Il ne s’agit pas principalement de visa, c’était un obstacle parmi tant d’autres se rapportant aux réglementations, aux normes et aux standards suivis par des pays et non respectés par d’autres, à l’uniformisation des procédures douanières et autres difficultés.

Ce pas tunisien vers l’élimination du visa, ne devrait-il pas été suivi d’un acte similaire de la part des pays du Golfe également ?

Peut-être oui, mais avec l’Europe, c’est pareil, n’est-ce pas?

Oui mais en Europe, on ne parle pas de la Oumma arabe, toute la nuance est là, la question est aussi culturelle. Ne le pensez-vous pas? Ou est-ce qu’on ferait du marketing politique aux dépens de l’économie? Nos hommes d’affaires n’ont-ils pas le droit de se déplacer sans se soucier de visa?

La réalité est que 80% des échanges de la Tunisie se font avec l’Europe dans les deux sens, la structure de nos touristes est européenne, celle de nos IDE, pareil. La diversification de nos échanges avec d’autres groupes et d’autres pays est tout à fait légitime et nous le revendiquions depuis des années.
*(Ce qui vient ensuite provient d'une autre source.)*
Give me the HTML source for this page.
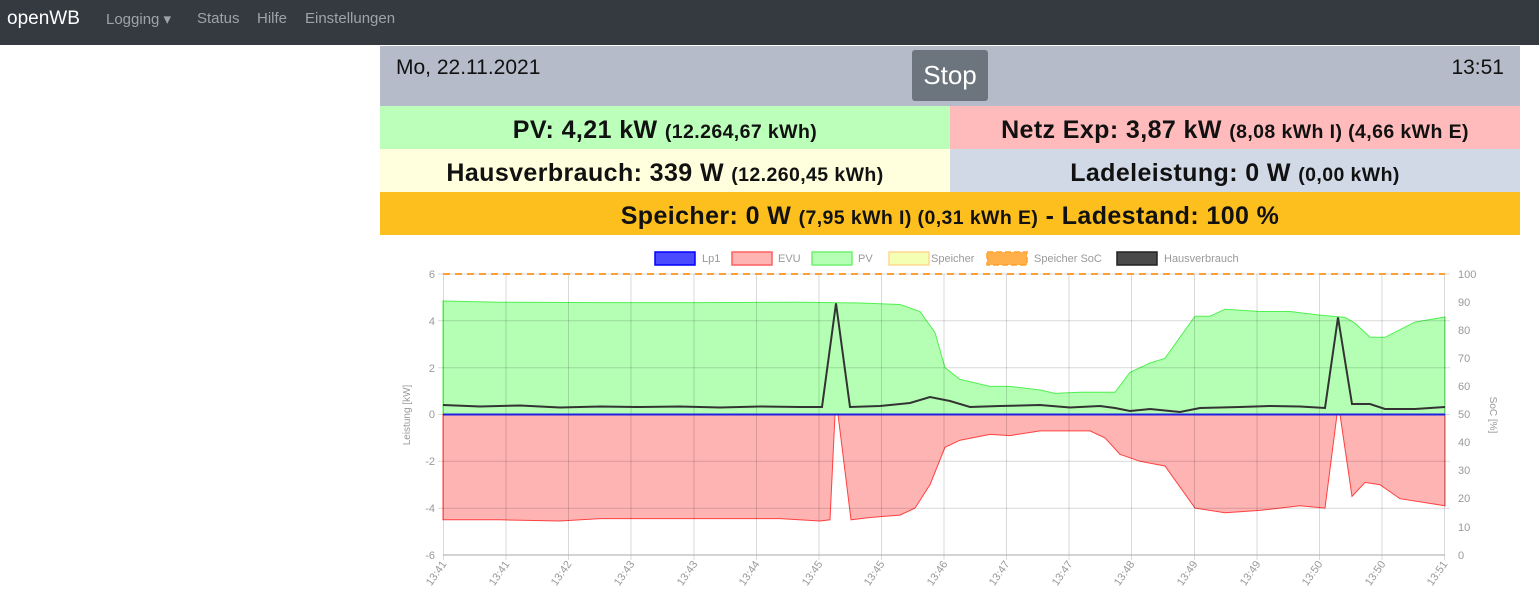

L’intérêt de la Tunisie est d’être connectée aux régions qui connaissent un dynamisme économique et ne pas se limiter à l’Europe pour ne pas dépendre uniquement d’elle. Nous voyons aujourd’hui se répercuter sur notre pays les effets de la crise économique que vit l’Europe.

Diversifier nos partenaires est important, mais soyons réalistes, cela ne se fera pas du jour au lendemain, c’est une décision stratégique dont sa concrétisation exige des années de travail et de terrain. Entre temps, il faut capitaliser sur un nouveau relationnel.

Le destin de la Tunisie est-il d’être amarré à l’Europe ou aux pays arabes? Les pays de l’Amérique latine sont des potentiels partenaires économiques qui peuvent être très intéressants pour nous. Qu’en pensez-vous?

Le destin de la Tunisie doit être décidé par les Tunisiens. Que notre pays œuvre à développer ses échanges avec les pays qui connaissent une dynamique économique comme l’Amérique Latine ou d’Asie, c’est important pour nous car c’est là où nous trouverons des sources substantielles d’IDE et des opportunités d’échanges intéressantes. Ajoutons à cela, le continent africain, nous ne pouvons pas en tant que Tunisiens ne pas établir une stratégie claire et nette pour la conquête du marché africain. C’est aujourd’hui un réservoir de croissance qui intéresse autant les pays développés que les pays émergeants qui ont mis en place des politiques spécifiques pour la conquête économique de l’Afrique.

D’après vous les pays arabes habitués à traiter avec des Britanniques, des Américains et d’autres nationalités non arabes seront-ils aussi intéressés par les profils des Tunisiens et de la Tunisie d’autant plus que leurs investissements ne nous apporteront pas beaucoup de valeur ajoutée?

Toute forme d’investissement étranger est la bienvenue pourvu qu’elle soit conforme à la réglementation tunisienne. La Tunisie doit encourager tout IDE de nature à créer de l’emploi, nous éviter d’alourdir notre fourchette d’endettement extérieur et nous ouvrir de nouveaux marchés, que cela vienne des pays arabes ou du reste du monde. Mais en tout état de cause, il faut que l’investissement domestique démarre et donne l’exemple.

Qu’est-ce qui bloque au niveau des nationaux? Le chef du gouvernement vient d’affirmer que le climat d’investissement s’est nettement amélioré depuis le 23 octobre…

Il n’y a rien qui bloque, c’est tout l’environnement global qui est confus. On ne fait pas d’affaires dans l’incertitude. Le 23 octobre est une date importante dans le sens où nous avions vécu des élections pour une transition démocratique et un changement politique. Ce qu’il faut aujourd’hui, c’est veiller à ce que l’économie ne s’effondre pas, sinon, c’est tout le processus qui tombera en ruine et la transition sera en danger.